Sie dachte an ihr Studium. Medizin, natürlich. Plötzlich kam ihr das alles so unbedeutend vor, und gleichzeitig so wichtig. Sie würde das Studium nicht schaffen können, nicht nach diesen Ereignissen. Sie lachte trocken auf. Als sie Lucas verwirrten Blick bemerkte, brach sie in Tränen aus. Er nahm sie in den Arm. Sie kümmerten sich nicht um die Blicke der anderen Patienten.
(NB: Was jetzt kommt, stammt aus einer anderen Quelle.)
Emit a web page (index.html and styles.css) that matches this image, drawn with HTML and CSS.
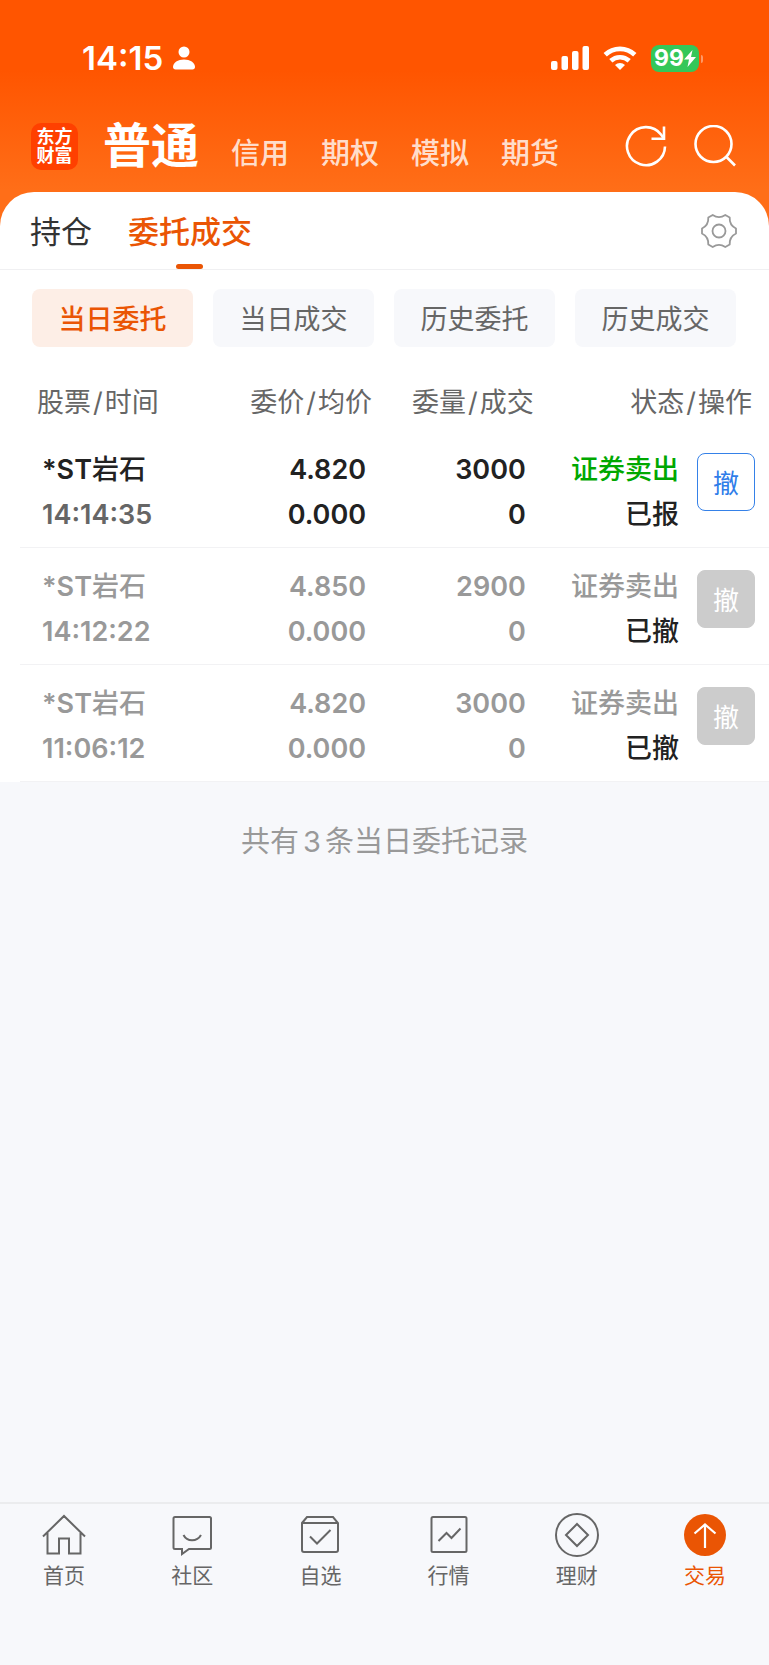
FILE: index.html
```
<!DOCTYPE html>
<html lang="zh-CN">
<head>
    <meta charset="UTF-8">
    <meta name="viewport" content="width=device-width, initial-scale=1.0">
    <title>委托成交</title>
    <link rel="stylesheet" href="styles.css">
</head>
<body>
    <header class="header">
        <div class="status-bar">
            <span class="time">14:15</span>
            <svg class="person" width="22" height="24" viewBox="0 0 22 24" fill="#fff">
                <circle cx="11" cy="6" r="5.500"/>
                <path d="M0 21C0 16.500 5 13.500 11 13.500S22 16.500 22 21C22 22.500 21 23.500 19.500 23.500H2.500C1 23.500 0 22.500 0 21Z"/>
            </svg>
            <div class="status-icons">
                <svg width="38" height="24" viewBox="0 0 38 24" fill="#fff">
                    <rect x="0" y="15" width="6.500" height="9" rx="2"/>
                    <rect x="10.500" y="10" width="6.500" height="14" rx="2"/>
                    <rect x="21" y="5" width="6.500" height="19" rx="2"/>
                    <rect x="31.500" y="0" width="6.500" height="24" rx="2"/>
                </svg>
                <svg width="34" height="24" viewBox="0 0 34 24">
                    <path d="M2.200 8.800A21.500 21.500 0 0 1 31.800 8.800" fill="none" stroke="#fff" stroke-width="4.800"/>
                    <path d="M7.800 14.800A13.500 13.500 0 0 1 26.200 14.800" fill="none" stroke="#fff" stroke-width="4.600"/>
                    <path d="M17 24L12 19A7.500 7.500 0 0 1 22 19Z" fill="#fff"/>
                </svg>
                <div class="battery">
                    <span>99</span>
                    <svg width="12" height="17" viewBox="0 0 12 17" fill="#fff">
                        <path d="M8.500 0L0 9.500H5L3.500 17L12 7H7Z"/>
                    </svg>
                </div>
            </div>
        </div>

        <div class="title-bar">
            <div class="logo">东方<br>财富</div>
            <nav class="accounts">
                <a href="#" class="current">普通</a>
                <a href="#">信用</a>
                <a href="#">期权</a>
                <a href="#">模拟</a>
                <a href="#">期货</a>
            </nav>
            <div class="actions">
                <button class="icon-btn" aria-label="刷新">
                    <svg width="42" height="42" viewBox="0 0 42 42" fill="none" stroke="#fff" stroke-width="2.600">
                        <path d="M40 21.500A19 19 0 1 1 36 9.500L38.500 13"/>
                        <path d="M39 1.500V13.700H26.500"/>
                    </svg>
                </button>
                <button class="icon-btn" aria-label="搜索">
                    <svg width="42" height="42" viewBox="0 0 42 42" fill="none" stroke="#fff" stroke-width="2.600">
                        <circle cx="19.500" cy="19" r="18"/>
                        <path d="M32 31.500L41 40.500"/>
                    </svg>
                </button>
            </div>
        </div>
    </header>

    <main class="sheet">
        <div class="tabs">
            <button class="tab">持仓</button>
            <button class="tab active">委托成交</button>
            <button class="icon-btn settings" aria-label="设置">
                <svg width="38" height="38" viewBox="-19 -19 38 38" fill="none" stroke="#999" stroke-width="1.800" stroke-linejoin="round">
                    <path d="M17 -2.500V2.500C12.900 4.600 10.400 8.900 10.700 13.500L6.300 16C2.500 13.500 -2.500 13.500 -6.300 16L-10.700 13.500C-10.400 8.900 -12.900 4.600 -17 2.500V-2.500C-12.900 -4.600 -10.400 -8.900 -10.700 -13.500L-6.300 -16C-2.500 -13.500 2.500 -13.500 6.300 -16L10.700 -13.500C10.400 -8.900 12.900 -4.600 17 -2.500Z"/>
                    <circle cx="0" cy="0" r="6.500"/>
                </svg>
            </button>
        </div>

        <div class="filters">
            <button class="filter active">当日委托</button>
            <button class="filter">当日成交</button>
            <button class="filter">历史委托</button>
            <button class="filter">历史成交</button>
        </div>

        <table class="orders">
            <colgroup>
                <col class="col-stock">
                <col class="col-price">
                <col class="col-amount">
                <col>
                <col class="col-operate">
            </colgroup>
            <thead>
                <tr>
                    <th class="stock-head">股票<span class="slash">/</span>时间</th>
                    <th>委价<span class="slash">/</span>均价</th>
                    <th class="amount-head">委量<span class="slash">/</span>成交</th>
                    <th class="state-head" colspan="2">状态<span class="slash">/</span>操作</th>
                </tr>
            </thead>
            <tbody>
                <tr>
                    <td class="stock">*ST<span class="name">岩石</span><br><span class="order-time">14:14:35</span></td>
                    <td class="price">4.820<br>0.000</td>
                    <td class="amount">3000<br>0</td>
                    <td class="state"><span class="sell">证券卖出</span><br><span class="result">已报</span></td>
                    <td class="operate"><button class="cancel-btn">撤</button></td>
                </tr>
                <tr class="cancelled">
                    <td class="stock">*ST<span class="name">岩石</span><br><span class="order-time">14:12:22</span></td>
                    <td class="price">4.850<br>0.000</td>
                    <td class="amount">2900<br>0</td>
                    <td class="state"><span class="sell">证券卖出</span><br><span class="result">已撤</span></td>
                    <td class="operate"><button class="cancel-btn" disabled>撤</button></td>
                </tr>
                <tr class="cancelled">
                    <td class="stock">*ST<span class="name">岩石</span><br><span class="order-time">11:06:12</span></td>
                    <td class="price">4.820<br>0.000</td>
                    <td class="amount">3000<br>0</td>
                    <td class="state"><span class="sell">证券卖出</span><br><span class="result">已撤</span></td>
                    <td class="operate"><button class="cancel-btn" disabled>撤</button></td>
                </tr>
            </tbody>
        </table>
    </main>

    <p class="summary">共有<span class="count">3</span>条当日委托记录</p>

    <nav class="bottom-nav">
        <a href="#">
            <svg width="44" height="44" viewBox="0 0 44 44">
                <path d="M1 23.500L22 3L43 23.500M5.500 20V40.500H17V25.500H27V40.500H38.500V20"/>
            </svg>
            首页
        </a>
        <a href="#">
            <svg width="44" height="44" viewBox="0 0 44 44">
                <path d="M5 4H39.500Q41 4 41 5.500V34.500Q41 36 39.500 36H19L12 41V36H5Q3.500 36 3.500 34.500V5.500Q3.500 4 5 4Z"/>
                <path d="M13.500 22C17 29 27 29 31 22"/>
            </svg>
            社区
        </a>
        <a href="#">
            <svg width="44" height="44" viewBox="0 0 44 44">
                <path d="M4 10L9 4H35L40 10V37Q40 39 38 39H6Q4 39 4 37ZM4 10H40"/>
                <path d="M12 23.500L19 30.500L32.500 17"/>
            </svg>
            自选
        </a>
        <a href="#">
            <svg width="44" height="44" viewBox="0 0 44 44">
                <rect x="4.500" y="4" width="35" height="35" rx="1.500"/>
                <path d="M11.500 28L19.500 20L24.500 25L33.500 15.500"/>
            </svg>
            行情
        </a>
        <a href="#">
            <svg width="44" height="44" viewBox="0 0 44 44">
                <circle cx="22" cy="22" r="21"/>
                <path d="M22 11L33 22L22 33L11 22Z"/>
            </svg>
            理财
        </a>
        <a href="#" class="current">
            <svg width="44" height="44" viewBox="0 0 44 44">
                <circle class="disc" cx="22" cy="22" r="21"/>
                <path class="arrow" d="M22 35V12M11.500 20.500L22 11.500L32.500 20.500"/>
            </svg>
            交易
        </a>
    </nav>
</body>
</html>
```

FILE: styles.css
```
* {
    box-sizing: border-box;
}

body {
    font-family: Inter, "Noto Sans CJK SC", sans-serif;
    margin: 0;
    min-height: 100vh;
    display: flex;
    flex-direction: column;
    background: #f7f8fb;
    color: #222;
}

a {
    text-decoration: none;
}

button {
    font-family: inherit;
    margin: 0;
    padding: 0;
    border: none;
    background: none;
    cursor: pointer;
}

svg {
    display: block;
}

/* Orange top area, runs on under the rounded corners of the sheet */
.header {
    background: linear-gradient(to bottom, #ff5500 70px, #ff6e18 190px);
    color: #fff;
    padding-bottom: 34px;
}

.status-bar {
    display: flex;
    align-items: center;
    padding: 36px 66px 0 82px;
    height: 80px;
}

.time {
    font-size: 33px;
    font-weight: 600;
}

.person {
    margin-left: 10px;
}

.status-icons {
    display: flex;
    align-items: center;
    gap: 14px;
    margin-left: auto;
}

.battery {
    position: relative;
    display: flex;
    align-items: center;
    justify-content: center;
    width: 48px;
    height: 27px;
    margin-right: 4px;
    border-radius: 8px;
    background: #34c759;
    font-size: 23px;
    font-weight: 700;
}

.battery::after {
    content: "";
    position: absolute;
    right: -4px;
    top: 10px;
    width: 2px;
    height: 8px;
    border-radius: 0 2px 2px 0;
    background: rgba(255, 255, 255, 0.4);
}

.title-bar {
    display: flex;
    align-items: center;
    height: 112px;
    padding: 20px 33px 0 31px;
}

.logo {
    width: 47px;
    height: 47px;
    padding-top: 4px;
    border-radius: 10px;
    background: #ff4000;
    font-size: 18px;
    font-weight: 700;
    line-height: 19px;
    text-align: center;
}

.accounts {
    display: flex;
    align-items: flex-end;
    gap: 32px;
    margin-left: 25px;
}

.accounts a {
    color: rgba(255, 255, 255, 0.8);
    font-size: 29px;
    font-weight: 500;
    line-height: 40px;
}

.accounts .current {
    color: #fff;
    font-size: 48px;
    font-weight: 600;
    line-height: 56px;
}

.actions {
    display: flex;
    gap: 27px;
    margin-left: auto;
}

.sheet {
    margin-top: -34px;
    border-radius: 34px 34px 0 0;
    background: #fff;
}

.tabs {
    display: flex;
    align-items: center;
    gap: 36px;
    height: 78px;
    padding: 0 31px 0 30px;
    border-bottom: 1px solid #f0f0f2;
}

.tab {
    position: relative;
    height: 77px;
    padding-bottom: 3px;
    font-size: 31px;
    color: #333;
}

.tab.active {
    color: #ea5504;
    font-weight: 500;
}

.tab.active::after {
    content: "";
    position: absolute;
    left: 50%;
    bottom: 0;
    width: 27px;
    height: 5px;
    margin-left: -14px;
    border-radius: 3px;
    background: #ea5504;
}

.settings {
    margin-left: auto;
}

.filters {
    display: flex;
    gap: 20px;
    padding: 19px 33px 0 32px;
}

.filter {
    flex: 1;
    height: 58px;
    padding-bottom: 2px;
    border-radius: 8px;
    background: #f7f8fb;
    color: #666;
    font-size: 27px;
}

.filter.active {
    background: #fdeee6;
    color: #ea5504;
    font-weight: 500;
}

.orders {
    width: calc(100% - 20px);
    margin-left: 20px;
    table-layout: fixed;
    border-collapse: collapse;
    font-size: 27px;
}

.col-stock {
    width: 24%;
}

.col-price {
    width: 23%;
}

.col-amount {
    width: 22%;
}

.col-operate {
    width: 90px;
}

.orders th {
    padding: 38px 0 10px;
    color: #666;
    font-weight: 400;
    line-height: 36px;
    text-align: right;
}

.orders .stock-head {
    padding-left: 17px;
    text-align: left;
}

.orders .amount-head {
    padding-right: 3px;
}

.orders .state-head {
    padding-right: 17px;
}

.slash {
    margin: 0 2px;
}

.orders td {
    padding: 16px 0 10px;
    border-bottom: 1px solid #f2f2f4;
    font-weight: 600;
    line-height: 45px;
    text-align: right;
    vertical-align: top;
}

.orders .stock {
    padding-left: 22px;
    text-align: left;
}

.name {
    font-weight: 500;
}

.order-time {
    color: #666;
}

.orders .price {
    padding-right: 6px;
}

.orders .amount {
    padding-right: 11px;
}

.orders .state {
    font-weight: 500;
}

.sell {
    color: #00a800;
}

.orders .operate {
    padding: 22px 14px 0 0;
}

.cancel-btn {
    display: block;
    width: 58px;
    height: 58px;
    margin-left: auto;
    padding-bottom: 2px;
    border: 1px solid #3581e8;
    border-radius: 8px;
    color: #2f7de9;
    font-size: 26px;
}

.cancel-btn:disabled {
    border-color: #ccc;
    background: #ccc;
    color: #fff;
    cursor: default;
}

.cancelled td,
.cancelled .order-time,
.cancelled .sell {
    color: #999;
}

.cancelled .result {
    color: #222;
}

.summary {
    margin: 40px 0;
    color: #999;
    font-size: 29px;
    line-height: 40px;
    text-align: center;
}

.count {
    margin: 0 4px;
}

.bottom-nav {
    display: flex;
    margin-top: auto;
    padding: 9px 0 74px;
    border-top: 2px solid #ebecee;
}

.bottom-nav a {
    flex: 1;
    display: flex;
    flex-direction: column;
    align-items: center;
    gap: 4px;
    color: #666;
    font-size: 21px;
    line-height: 30px;
}

.bottom-nav svg {
    fill: none;
    stroke: #666;
    stroke-width: 2;
}

.bottom-nav .current {
    color: #ea5504;
}

.bottom-nav .disc {
    fill: #ea5504;
    stroke: none;
}

.bottom-nav .arrow {
    stroke: #fff;
    stroke-width: 2.2;
}
```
Sie gehörten nicht mehr zu ihnen.
Amy schreckte vor Spiegeln und dunklen Räumen zurück. Sie aß und redete kaum. Sie entwickelte keine Freude mehr an irgendwas. Mit Luca war es genauso. Während ihre besorgten Eltern darüber redeten, ob sie die verstörten Kinder in eine Therapie geben sollten, saßen Amy und Luca auf dem Bett in Amys Krankenzimmer.
Sie hatten lange über ihre Freunde geredet. Die Bilder hingen über Amys Schreibtisch, die einzigen Akzente in dem sonst so leeren Zimmer. Es gab den Schreibtisch, das Bett und einen Schrank.
Den Boden, die Wände und diese drei Bilder. Daneben hing ein Bild von Dimitri, das Amy aus einem alten Zeitungsartikel ausgeschnitten hatte. Von Samstags Gruppe hatten sie keine Fotos gefunden.
Wie sie so nebeneinander auf dem Bett saßen, waren sie dem Blick der Toten schutzlos ausgeliefert.
Amy sah Luca an. Auch er hatte noch nicht begonnen, weiter zu leben. Der Schrecken war noch zu frisch. Sie waren jetzt zwei Tage im Krankenhaus und warteten auf ihre Familien, auf den Bescheid, nach Hause zu dürfen, auf die Fragen der Polizei.
Es verging keine Zeit, während sie da saßen und warteten.
Luca erwiderte Amys Blick. Es war so unrealistisch, dass ausgerechnet sie hier sitzen sollten, von allen, die mitgefahren waren. Glück, Schicksal, Zufall, was auch immer entschieden hatte, dass ausgerechnet sie überlebten - Amy wünschte, es wäre anders gewesen.
Sie lächelte Luca zu. Er lächelte zurück. Kicherte. Amy fiel mit ein. Es gab keinen Grund, es fühlte sich nur gut an.
Bald lachten sie schallend, denn ein Mensch kann nicht für alle Zeit traurig sein. Die Wunden würden niemals heilen. Aber sie hatten noch ein ganzes Leben vor sich, um nach einem Verband für die Narben zu suchen. Sie würden sich erinnern. Und sie würden leben.